Scientists quickly started analyzing samples from the rock, as well, and announced last year that it was a carbonaceous chondrite from the Main Belt.
But it was Hiroi and his colleagues Carle Pieters, also of Brown University, and Michael Zolensky of NASA’s Johnson Space Center in Houston who nailed that the Tagish Lake meteorite came from a D asteroid.
D asteroids, like some of the other carbonaceous chondrites, usually reflect about only 4 percent of the sunlight that hits them. They have been identified in space but no one has ever had a sample to work with on Earth.

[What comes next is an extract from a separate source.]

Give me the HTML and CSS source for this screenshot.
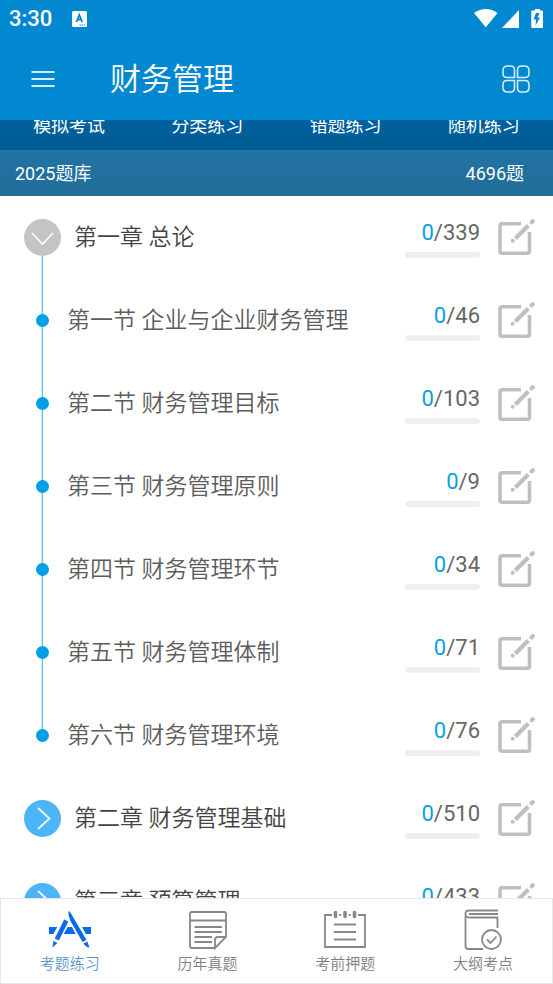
FILE: index.html
```
<!DOCTYPE html>
<html lang="zh-CN">
<head>
<meta charset="utf-8">
<meta name="viewport" content="width=device-width, initial-scale=1">
<title>财务管理</title>
<link rel="stylesheet" href="styles.css">
</head>
<body>
<svg class="sprite" aria-hidden="true">
  <symbol id="edit" viewBox="0 0 38 38">
    <path d="M24 4.800H5Q3 4.800 3 6.800V32.200Q3 34.200 5 34.200H30.500Q32.500 34.200 32.500 32.200V13" fill="none" stroke="#bfbfbf" stroke-width="3.600"/>
    <path d="M18.300 19.500L31.300 6.500" stroke="#bfbfbf" stroke-width="4.200"/>
    <path d="M34.700 3.300L35.700 2.300" stroke="#bfbfbf" stroke-width="4.200" stroke-linecap="round"/>
    <circle cx="15.700" cy="21.700" r="2" fill="#bfbfbf"/>
  </symbol>
  <symbol id="down" viewBox="0 0 37 37"><circle cx="18.500" cy="18.500" r="18.500" fill="#c4c4c4"/><path d="M8 14L18.500 25L29 14" fill="none" stroke="#fff" stroke-width="1.700"/></symbol>
  <symbol id="right" viewBox="0 0 37 37"><circle cx="18.500" cy="18.500" r="18.500" fill="#4bb5f7"/><path d="M14 8L25.500 18.500L14 29" fill="none" stroke="#fff" stroke-width="1.700"/></symbol>
</svg>
<header class="header">
  <div class="status">
    <span class="time">3:30</span>
    <svg class="notice" width="15" height="16" viewBox="0 0 15 16"><rect width="15" height="16" rx="1.500" fill="#fff"/><path d="M4.500 11L7.300 4L10.200 11M5.500 8.700H9" fill="none" stroke="#0288d1" stroke-width="1.800"/><path d="M7.500 14H13" stroke="#0288d1" stroke-width="1.200" stroke-dasharray="1.300 .8"/></svg>
    <svg class="signals" width="70" height="21" viewBox="0 0 70 21" fill="#fff">
      <path d="M0 4Q12 -4 23.500 4L11.800 18.300Z"/><path d="M45 1V19H28Z"/>
      <path fill-rule="evenodd" d="M61 -.5H66V1.500H68Q69 1.500 69 2.500V18Q69 19 68 19H58Q57.300 19 57.300 18V2.500Q57.300 1.500 58 1.500H61ZM62 4L59.500 10.500H62L61.500 16.500L66 8.500H63.500L65.500 4Z"/>
    </svg>
  </div>
  <div class="bar">
    <button class="icon-button" aria-label="菜单"><svg width="24" height="18" viewBox="0 0 24 18"><path d="M0.500 2H23.500M0.500 9H23.500M0.500 16H23.500" stroke="#d9edf8" stroke-width="2"/></svg></button>
    <h1>财务管理</h1>
    <button class="icon-button" aria-label="更多"><svg width="28" height="28" viewBox="0 0 28 28" fill="none" stroke="#d9edf8" stroke-width="1.600"><path d="M5.500 1H8.500Q12.500 1 12.500 5V12.500H5Q1 12.500 1 8.500V5.500Q1 1 5.500 1Z"/><path d="M19.500 1H22.500Q27 1 27 5.500V8.500Q27 12.500 23 12.500H15.500V5Q15.500 1 19.500 1Z"/><path d="M5 15.500H12.500V23Q12.500 27 8.500 27H5.500Q1 27 1 22.500V19.500Q1 15.500 5 15.500Z"/><path d="M15.500 15.500H23Q27 15.500 27 19.500V22.500Q27 27 22.500 27H19.500Q15.500 27 15.500 23Z"/></svg></button>
  </div>
</header>
<nav class="modes"><a href="#exam">模拟考试</a><a href="#type">分类练习</a><a href="#wrong">错题练习</a><a href="#random">随机练习</a></nav>
<div class="bank"><span>2025题库</span><span>4696题</span></div>
<main class="list">
  <div class="row chapter open"><button class="toggle" aria-label="收起"><svg><use href="#down"/></svg></button><h2>第一章 总论</h2><div class="progress"><p><b>0</b>/339</p><i></i></div><button class="edit" aria-label="练习"><svg><use href="#edit"/></svg></button></div>
  <div class="row section"><span class="dot"></span><h3>第一节 企业与企业财务管理</h3><div class="progress"><p><b>0</b>/46</p><i></i></div><button class="edit" aria-label="练习"><svg><use href="#edit"/></svg></button></div>
  <div class="row section"><span class="dot"></span><h3>第二节 财务管理目标</h3><div class="progress"><p><b>0</b>/103</p><i></i></div><button class="edit" aria-label="练习"><svg><use href="#edit"/></svg></button></div>
  <div class="row section"><span class="dot"></span><h3>第三节 财务管理原则</h3><div class="progress"><p><b>0</b>/9</p><i></i></div><button class="edit" aria-label="练习"><svg><use href="#edit"/></svg></button></div>
  <div class="row section"><span class="dot"></span><h3>第四节 财务管理环节</h3><div class="progress"><p><b>0</b>/34</p><i></i></div><button class="edit" aria-label="练习"><svg><use href="#edit"/></svg></button></div>
  <div class="row section"><span class="dot"></span><h3>第五节 财务管理体制</h3><div class="progress"><p><b>0</b>/71</p><i></i></div><button class="edit" aria-label="练习"><svg><use href="#edit"/></svg></button></div>
  <div class="row section last"><span class="dot"></span><h3>第六节 财务管理环境</h3><div class="progress"><p><b>0</b>/76</p><i></i></div><button class="edit" aria-label="练习"><svg><use href="#edit"/></svg></button></div>
  <div class="row chapter"><button class="toggle" aria-label="展开"><svg><use href="#right"/></svg></button><h2>第二章 财务管理基础</h2><div class="progress"><p><b>0</b>/510</p><i></i></div><button class="edit" aria-label="练习"><svg><use href="#edit"/></svg></button></div>
  <div class="row chapter"><button class="toggle" aria-label="展开"><svg><use href="#right"/></svg></button><h2>第三章 预算管理</h2><div class="progress"><p><b>0</b>/433</p><i></i></div><button class="edit" aria-label="练习"><svg><use href="#edit"/></svg></button></div>
</main>
<nav class="tabs">
  <a class="active" href="#practice"><svg width="44" height="42" viewBox="0 0 44 42" fill="#0b6be6">
    <path d="M1 18H43V25H1Z"/>
    <path d="M19 10L6 33M20.500 2L37 33" stroke="#fff" stroke-width="9"/>
    <path d="M17.500 25L21.300 18L25.500 25Z"/>
    <path d="M18.300 11.500L8.800 30.500" stroke="#0b6be6" stroke-width="4.600"/><path d="M5.500 32L9.500 34L4.300 38.500Z"/>
    <path d="M20.500 2Q22 2.500 24.500 7L38.500 31L34.500 33L22.500 12Q20 6 20.500 2Z"/><path d="M35.500 34.500L39.300 32.500L41.500 38.500Q38 38.500 35.500 34.500Z"/>
  </svg><span>考题练习</span></a>
  <a href="#past"><svg width="44" height="42" viewBox="0 0 44 42" fill="none" stroke="#888" stroke-width="1.800"><path d="M29 39H6Q4 39 4 37V5Q4 3 6 3H38Q40 3 40 5V28L29 39V31Q29 28 32 28H40M4 11.500H40M8.500 18H36M8.500 23H36M8.500 28H26M8.500 33H26"/></svg><span>历年真题</span></a>
  <a href="#predict"><svg width="44" height="42" viewBox="0 0 44 42" fill="none" stroke="#888" stroke-width="1.800"><path d="M9 6H2V38H42V6H35M11 15.500H33M11 23H33M11 30.500H33"/><path d="M12.500 3.500V7.500M22 3.500V7.500M31.500 3.500V7.500" stroke-width="3.600" stroke-linecap="round"/><path d="M17.200 5V7M26.700 5V7" stroke-width="2"/></svg><span>考前押题</span></a>
  <a href="#outline"><svg width="44" height="42" viewBox="0 0 44 42" fill="none" stroke="#888" stroke-width="1.800"><path d="M37 1.500H8Q4.500 1.500 4.500 5T8 8.500H36.500V19M37 5H8M4.500 5V37Q4.500 40 7.500 40H22"/><circle cx="30.500" cy="30.500" r="9.500"/><path d="M26 30.500L29.500 34L35.500 27.500"/></svg><span>大纲考点</span></a>
</nav>
</body>
</html>
```

FILE: styles.css
```
* { box-sizing: border-box; }
body {
  margin: 0;
  height: 100vh;
  display: flex;
  flex-direction: column;
  overflow: hidden;
  background: #fff;
  color: #444;
  font-family: Roboto, "Noto Sans CJK SC", sans-serif;
}
h1, h2, h3, p { margin: 0; font-weight: 350; }
button { padding: 0; border: 0; background: none; cursor: pointer; }
a { color: inherit; text-decoration: none; }
svg { display: block; }
.sprite { position: absolute; width: 0; height: 0; }

.header { flex: none; background: #0288d1; color: #fff; }
.status { display: flex; align-items: center; height: 38px; padding: 0 9px; }
.time { font-size: 22px; line-height: 38px; font-weight: 500; }
.notice { margin-left: 20px; }
.signals { margin-left: auto; }
.bar { display: flex; align-items: center; height: 82px; padding: 0 16px; }
.icon-button { display: grid; place-items: center; width: 54px; height: 54px; }
.icon-button:last-child { width: 42px; }
h1 { flex: 1; padding: 2px 0 0 40px; font-size: 31px; line-height: 46px; }

.modes {
  flex: none;
  display: flex;
  align-items: flex-end;
  height: 30px;
  padding-bottom: 10px;
  overflow: hidden;
  background: linear-gradient(#0061a0, #005b91);
  color: #fff;
  font-size: 18px;
  line-height: 28px;
}
.modes a { flex: 1; text-align: center; }
.bank {
  flex: none;
  display: flex;
  justify-content: space-between;
  padding: 2px 29px 0 15px;
  background: linear-gradient(#2173a5, #216d98);
  color: #fff;
  font-size: 18px;
  line-height: 44px;
}

.list { flex: 1; min-height: 0; overflow: hidden; }
.row { position: relative; display: flex; align-items: center; height: 83px; padding: 0 18px 0 24px; }
.toggle, .toggle svg { width: 37px; height: 37px; }
.toggle { position: relative; z-index: 1; }
h2, h3 { flex: 1; padding-top: 1px; font-size: 23px; line-height: 34px; }
h2 { padding-left: 13px; }
h3 { padding-left: 18px; color: #5c5c5c; }
.dot { position: relative; z-index: 1; width: 13px; height: 13px; margin-left: 12px; border-radius: 50%; background: #009fe8; }
.open::before, .section::before {
  content: "";
  position: absolute;
  left: 42px;
  top: 0;
  bottom: 0;
  width: 1px;
  background: #5cc0f0;
  box-shadow: -1px 0 #c5e9fa;
}
.open::before { top: 50%; }
.last::before { bottom: 50%; }
.progress { width: 75px; margin-right: 17px; }
.progress p { padding-top: 1px; color: #666; font-size: 22px; line-height: 30px; font-weight: 400; text-align: right; }
.progress b { color: #0aa0e4; font-weight: inherit; }
.progress i { display: block; height: 6px; margin-top: 4px; border-radius: 3px; background: #efefef; }
.edit, .edit svg { width: 38px; height: 38px; }

.tabs { flex: none; display: flex; height: 86px; border: 1px solid #e8e8e8; background: #fff; }
.tabs a { flex: 1; display: flex; flex-direction: column; align-items: center; padding-top: 10px; color: #808080; font-size: 15px; line-height: 26px; font-weight: 350; }
.tabs .active { color: #5b96d2; }
```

Once Hiroi and his colleagues got some pieces of the rock, they measured the rock's reflectivity over a wide range of wavelengths of light from visible to near-infrared to get an optical "fingerprint" that would reveal the chemical composition of the Tagish Lake meteorite.
They found its reflectivity was actually lower than that of most carbonaceous chondrites -- around 2 percent. Hiroi also found that it reflected infrared light better than visible light. It was that finding which distinguished the rock from other carbonaceous chondrites.
A close neighbor?
Hiroi identified a D asteroid presently orbiting quite close to the Kirkwood Gap -- at .03 astronomical units or AUs (an AU is the distance from Earth to the Sun -- 93 million miles) -- as a possible source for the Tagish Lake meteorite. An impact to the asteroid could have dislodged the Tagish Lake meteorite, Hiroi said.
The D asteroid Hiroi found in space and the Tagish Lake meteorite share another feature besides reflectivity. They both are very fragile and porous compared to most asteroids. Most asteroids with such a low density would be destroyed either upon entering Earth's atmosphere or upon striking the planet.
Hiroi thinks the Tagish Lake meteorite survived in such large fragments because its fall was cushioned by ice and snow.
Asteroids are classified by content into other types assigned letters of the alphabet like C, G and E. Now that Tagish Lake has been identified as a D asteroid, there remains just one type of carbonaceous chondrite which scientists have yet to find fallen to Earth and study -- a P asteroid.